Cravath, Swaine & Moore is being sued by a former public shareholder of a grocery chain in a class action that alleges the firm breached its fiduciary duty by providing tainted advice that directed the grocer toward a buyer, private equity group Apollo Global Management.

New York-based Cravath crafted a “false and misleading” U.S. Securities and Exchange Commission filing relating to the 2016 $1.36 billion leveraged buyout of The Fresh Market by Apollo, the complaint alleges.

The plaintiff claims in a complaint filed in the Delaware Court of Chancery that Cravath drafted the Schedule 14D-9 “to procure stockholder approval and cover up prior wrongdoing,” and in doing so, pocketed $5.5 million in fees.

A Schedule 14D-9 is an SEC filing that discloses the details of an offer to purchase shares.

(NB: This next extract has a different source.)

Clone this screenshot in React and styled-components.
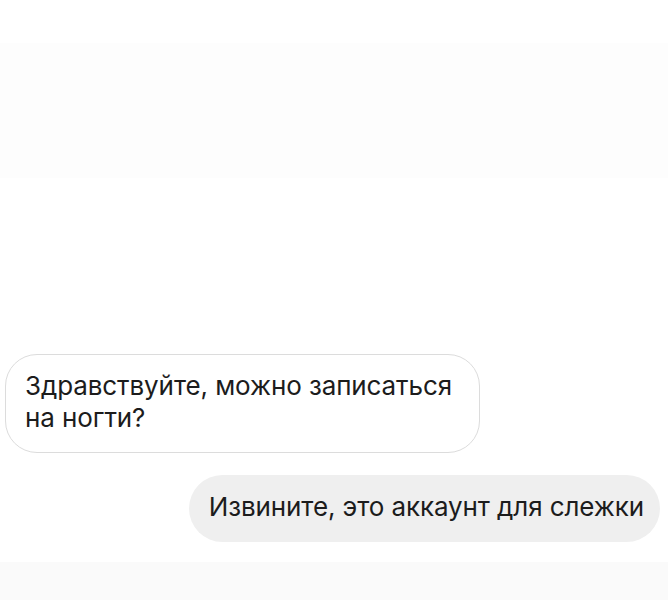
import React from "react";
import styled, { createGlobalStyle } from "styled-components";

const GlobalStyle = createGlobalStyle`
  html, body {
    margin: 0;
    padding: 0;
    background: #ffffff;
  }
  body {
    font-family: Inter, "Liberation Sans", Arial, sans-serif;
    -webkit-font-smoothing: antialiased;
  }
`;

const Screen = styled.div`
  width: 668px;
  height: 600px;
  display: flex;
  flex-direction: column;
  overflow: hidden;
  background: #ffffff;
`;

const Band = styled.div`
  flex: none;
  height: ${(p) => p.$height}px;
  margin-top: ${(p) => p.$top}px;
  background: ${(p) => p.$color};
`;

const Thread = styled.div`
  display: flex;
  flex-direction: column;
  gap: 22px;
  margin-top: 176px;
  padding: 0 8px 0 5px;
`;

const Row = styled.div`
  display: flex;
  justify-content: ${(p) => (p.$mine ? "flex-end" : "flex-start")};
`;

const Bubble = styled.div`
  box-sizing: border-box;
  max-width: 475px;
  color: #1c1c1c;
  font-size: 26px;
  line-height: 32px;
  letter-spacing: -0.1px;
  ${(p) =>
    p.$mine
      ? `
    background: #efefef;
    border-radius: 34px;
    padding: 16px 16px 19px 20px;
  `
      : `
    background: #ffffff;
    border: 1.5px solid #dcdcdc;
    border-radius: 32px;
    padding: 15px 24px 18px 19px;
  `}
`;

export default function App() {
  return (
    <>
      <GlobalStyle />
      <Screen>
        <Band $top={43} $height={135} $color="#fdfdfd" />
        <Thread>
          <Row>
            <Bubble>Здравствуйте, можно записаться на ногти?</Bubble>
          </Row>
          <Row $mine>
            <Bubble $mine>Извините, это аккаунт для слежки</Bubble>
          </Row>
        </Thread>
        <Band $top={20} $height={40} $color="#fafafa" />
      </Screen>
    </>
  );
}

The complaint alleges that The Fresh Market’s founder and chairman, Ray Berry, made a deal with Apollo that would allow the company to buy out the public stockholders “on the cheap” and never entertain other buyout offers.

“The Company’s board of directors avoided threatened stockholder activism by acquiescing to and covering up a sham sale process,” the complaint alleges.

Its “high-powered advisors,” including Cravath, “each stood to benefit financially from making a deal happen, and they each aided and abetted breaches of fiduciary duty to do so,” it said.

“Cravath’s task was to lend a patina of integrity to a sham auction,” the complaint said.

Cravath did not immediately respond to request for comment on the complaint.

The suit also names JP Morgan, which served as investment banker to The Fresh Market on the deal.

This is the second iteration of the case. The Delaware Supreme Court in 2018 reversed a dismissal of the case that had been based on stockholder approval of the challenged transaction.

It found that the record supported the plaintiff’s allegation that the auction of The Fresh Market was a sham.